**Exercise goal**
Each line from the one containing "Rebuild this screenshot" through the one containing "export default App;" must be echoed exactly, endpoints included, and every other line omitted.

[Records with interface code]

◇ ◇ ◇ ◇ ◇ ◇ ◇

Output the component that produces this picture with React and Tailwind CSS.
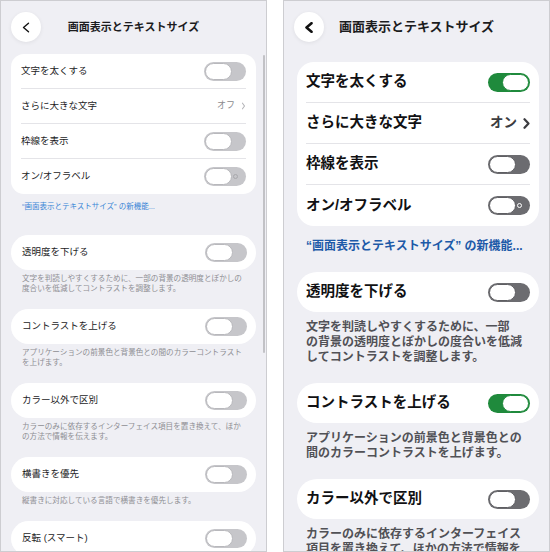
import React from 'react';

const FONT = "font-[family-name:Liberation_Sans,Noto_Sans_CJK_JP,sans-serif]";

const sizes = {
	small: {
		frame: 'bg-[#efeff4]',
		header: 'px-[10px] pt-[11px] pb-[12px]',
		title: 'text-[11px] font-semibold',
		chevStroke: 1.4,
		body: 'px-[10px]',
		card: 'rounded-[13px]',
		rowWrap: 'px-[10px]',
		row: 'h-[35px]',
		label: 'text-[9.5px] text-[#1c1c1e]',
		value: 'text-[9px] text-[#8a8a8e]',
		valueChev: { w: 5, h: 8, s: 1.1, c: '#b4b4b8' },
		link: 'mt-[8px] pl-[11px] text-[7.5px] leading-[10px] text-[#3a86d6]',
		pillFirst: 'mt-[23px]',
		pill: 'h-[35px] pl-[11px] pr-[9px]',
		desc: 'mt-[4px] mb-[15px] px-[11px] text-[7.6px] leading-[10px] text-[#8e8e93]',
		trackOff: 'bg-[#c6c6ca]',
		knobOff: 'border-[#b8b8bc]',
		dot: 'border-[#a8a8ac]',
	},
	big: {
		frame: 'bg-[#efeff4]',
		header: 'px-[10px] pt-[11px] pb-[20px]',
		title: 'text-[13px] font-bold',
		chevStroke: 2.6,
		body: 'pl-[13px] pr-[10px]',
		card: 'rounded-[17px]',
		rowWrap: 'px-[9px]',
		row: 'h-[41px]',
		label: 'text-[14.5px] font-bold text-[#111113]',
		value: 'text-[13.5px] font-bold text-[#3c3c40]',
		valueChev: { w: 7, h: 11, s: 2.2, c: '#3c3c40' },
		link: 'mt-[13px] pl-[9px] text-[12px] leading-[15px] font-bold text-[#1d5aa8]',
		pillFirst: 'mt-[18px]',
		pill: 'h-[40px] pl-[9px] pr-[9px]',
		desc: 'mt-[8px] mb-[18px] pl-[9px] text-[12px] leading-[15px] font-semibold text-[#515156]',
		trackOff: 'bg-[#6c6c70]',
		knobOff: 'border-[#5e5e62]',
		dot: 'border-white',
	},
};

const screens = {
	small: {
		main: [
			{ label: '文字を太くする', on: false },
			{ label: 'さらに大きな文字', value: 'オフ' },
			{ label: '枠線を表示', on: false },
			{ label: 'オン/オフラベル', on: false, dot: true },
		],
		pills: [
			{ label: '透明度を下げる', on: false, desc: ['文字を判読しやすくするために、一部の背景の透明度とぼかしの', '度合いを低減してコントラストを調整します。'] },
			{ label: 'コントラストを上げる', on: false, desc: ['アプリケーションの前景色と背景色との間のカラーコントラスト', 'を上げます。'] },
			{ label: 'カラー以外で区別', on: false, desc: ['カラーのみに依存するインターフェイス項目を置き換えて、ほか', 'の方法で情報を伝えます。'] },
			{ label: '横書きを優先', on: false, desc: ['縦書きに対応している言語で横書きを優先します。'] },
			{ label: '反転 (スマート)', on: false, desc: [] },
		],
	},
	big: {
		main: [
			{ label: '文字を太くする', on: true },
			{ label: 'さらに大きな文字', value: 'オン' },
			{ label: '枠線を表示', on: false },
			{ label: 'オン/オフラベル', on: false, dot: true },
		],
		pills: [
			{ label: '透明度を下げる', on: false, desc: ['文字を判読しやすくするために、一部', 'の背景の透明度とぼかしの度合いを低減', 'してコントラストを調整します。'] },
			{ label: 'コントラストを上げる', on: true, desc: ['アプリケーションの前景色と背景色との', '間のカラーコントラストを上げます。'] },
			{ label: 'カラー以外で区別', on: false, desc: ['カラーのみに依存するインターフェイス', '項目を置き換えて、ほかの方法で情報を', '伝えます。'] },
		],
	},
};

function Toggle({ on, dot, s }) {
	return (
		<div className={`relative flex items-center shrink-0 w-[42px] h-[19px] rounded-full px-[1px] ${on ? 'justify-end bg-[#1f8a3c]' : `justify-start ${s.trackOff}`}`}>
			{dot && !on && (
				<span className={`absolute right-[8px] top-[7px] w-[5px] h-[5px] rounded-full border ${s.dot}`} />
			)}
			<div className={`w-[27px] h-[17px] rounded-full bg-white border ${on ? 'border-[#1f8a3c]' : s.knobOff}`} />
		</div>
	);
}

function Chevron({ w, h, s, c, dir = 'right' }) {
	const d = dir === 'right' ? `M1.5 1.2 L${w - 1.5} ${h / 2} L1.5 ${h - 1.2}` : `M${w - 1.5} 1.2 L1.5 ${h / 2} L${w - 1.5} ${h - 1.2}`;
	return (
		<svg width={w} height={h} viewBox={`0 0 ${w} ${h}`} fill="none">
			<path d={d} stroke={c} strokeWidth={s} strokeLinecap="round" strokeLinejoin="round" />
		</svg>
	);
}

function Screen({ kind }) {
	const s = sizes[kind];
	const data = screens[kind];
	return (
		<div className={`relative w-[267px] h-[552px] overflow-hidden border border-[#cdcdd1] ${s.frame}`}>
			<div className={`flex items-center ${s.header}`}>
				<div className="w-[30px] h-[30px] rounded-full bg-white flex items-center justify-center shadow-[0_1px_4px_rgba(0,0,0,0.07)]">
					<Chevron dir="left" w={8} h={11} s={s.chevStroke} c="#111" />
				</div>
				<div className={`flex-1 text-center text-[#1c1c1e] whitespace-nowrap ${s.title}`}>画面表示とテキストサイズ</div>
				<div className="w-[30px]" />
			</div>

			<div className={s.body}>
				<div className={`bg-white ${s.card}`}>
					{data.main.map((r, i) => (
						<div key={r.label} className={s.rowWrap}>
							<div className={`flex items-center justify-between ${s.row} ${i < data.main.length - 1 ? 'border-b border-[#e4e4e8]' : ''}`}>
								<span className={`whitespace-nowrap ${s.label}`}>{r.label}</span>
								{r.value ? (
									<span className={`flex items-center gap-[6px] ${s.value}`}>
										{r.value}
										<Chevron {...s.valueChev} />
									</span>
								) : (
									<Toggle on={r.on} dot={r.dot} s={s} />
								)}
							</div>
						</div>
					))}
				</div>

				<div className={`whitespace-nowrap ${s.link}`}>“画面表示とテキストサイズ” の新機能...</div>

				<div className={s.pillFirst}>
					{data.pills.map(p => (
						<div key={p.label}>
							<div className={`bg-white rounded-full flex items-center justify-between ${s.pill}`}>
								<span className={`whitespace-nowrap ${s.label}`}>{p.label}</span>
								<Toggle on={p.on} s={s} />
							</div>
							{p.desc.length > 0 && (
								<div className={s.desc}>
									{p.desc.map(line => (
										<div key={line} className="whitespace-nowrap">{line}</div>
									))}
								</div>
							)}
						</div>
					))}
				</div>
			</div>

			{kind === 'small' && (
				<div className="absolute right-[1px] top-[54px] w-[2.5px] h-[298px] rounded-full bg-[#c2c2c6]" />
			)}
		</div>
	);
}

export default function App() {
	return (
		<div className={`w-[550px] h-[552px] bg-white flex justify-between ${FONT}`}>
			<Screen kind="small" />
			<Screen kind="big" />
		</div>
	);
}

◇ ◇ ◇ ◇ ◇ ◇ ◇

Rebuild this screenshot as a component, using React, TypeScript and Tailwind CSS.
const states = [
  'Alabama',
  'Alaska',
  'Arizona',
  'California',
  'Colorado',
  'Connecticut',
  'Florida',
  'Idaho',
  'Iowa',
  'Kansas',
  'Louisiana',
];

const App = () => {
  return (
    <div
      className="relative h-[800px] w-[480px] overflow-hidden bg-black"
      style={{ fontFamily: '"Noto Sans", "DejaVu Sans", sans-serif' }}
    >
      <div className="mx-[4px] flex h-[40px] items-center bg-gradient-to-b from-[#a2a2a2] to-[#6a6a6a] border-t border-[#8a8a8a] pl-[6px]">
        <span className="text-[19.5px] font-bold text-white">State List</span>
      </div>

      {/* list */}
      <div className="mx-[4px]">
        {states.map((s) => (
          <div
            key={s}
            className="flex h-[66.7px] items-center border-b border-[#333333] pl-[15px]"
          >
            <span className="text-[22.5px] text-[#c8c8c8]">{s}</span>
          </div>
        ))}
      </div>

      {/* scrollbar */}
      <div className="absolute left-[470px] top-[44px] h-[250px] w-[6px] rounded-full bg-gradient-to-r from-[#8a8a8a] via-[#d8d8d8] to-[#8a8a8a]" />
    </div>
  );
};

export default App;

◇ ◇ ◇ ◇ ◇ ◇ ◇

**The completed task**
Rebuild this screenshot as a component, using React, TypeScript and Tailwind CSS.
const states = [
  'Alabama',
  'Alaska',
  'Arizona',
  'California',
  'Colorado',
  'Connecticut',
  'Florida',
  'Idaho',
  'Iowa',
  'Kansas',
  'Louisiana',
];

const App = () => {
  return (
    <div
      className="relative h-[800px] w-[480px] overflow-hidden bg-black"
      style={{ fontFamily: '"Noto Sans", "DejaVu Sans", sans-serif' }}
    >
      <div className="mx-[4px] flex h-[40px] items-center bg-gradient-to-b from-[#a2a2a2] to-[#6a6a6a] border-t border-[#8a8a8a] pl-[6px]">
        <span className="text-[19.5px] font-bold text-white">State List</span>
      </div>

      {/* list */}
      <div className="mx-[4px]">
        {states.map((s) => (
          <div
            key={s}
            className="flex h-[66.7px] items-center border-b border-[#333333] pl-[15px]"
          >
            <span className="text-[22.5px] text-[#c8c8c8]">{s}</span>
          </div>
        ))}
      </div>

      {/* scrollbar */}
      <div className="absolute left-[470px] top-[44px] h-[250px] w-[6px] rounded-full bg-gradient-to-r from-[#8a8a8a] via-[#d8d8d8] to-[#8a8a8a]" />
    </div>
  );
};

export default App;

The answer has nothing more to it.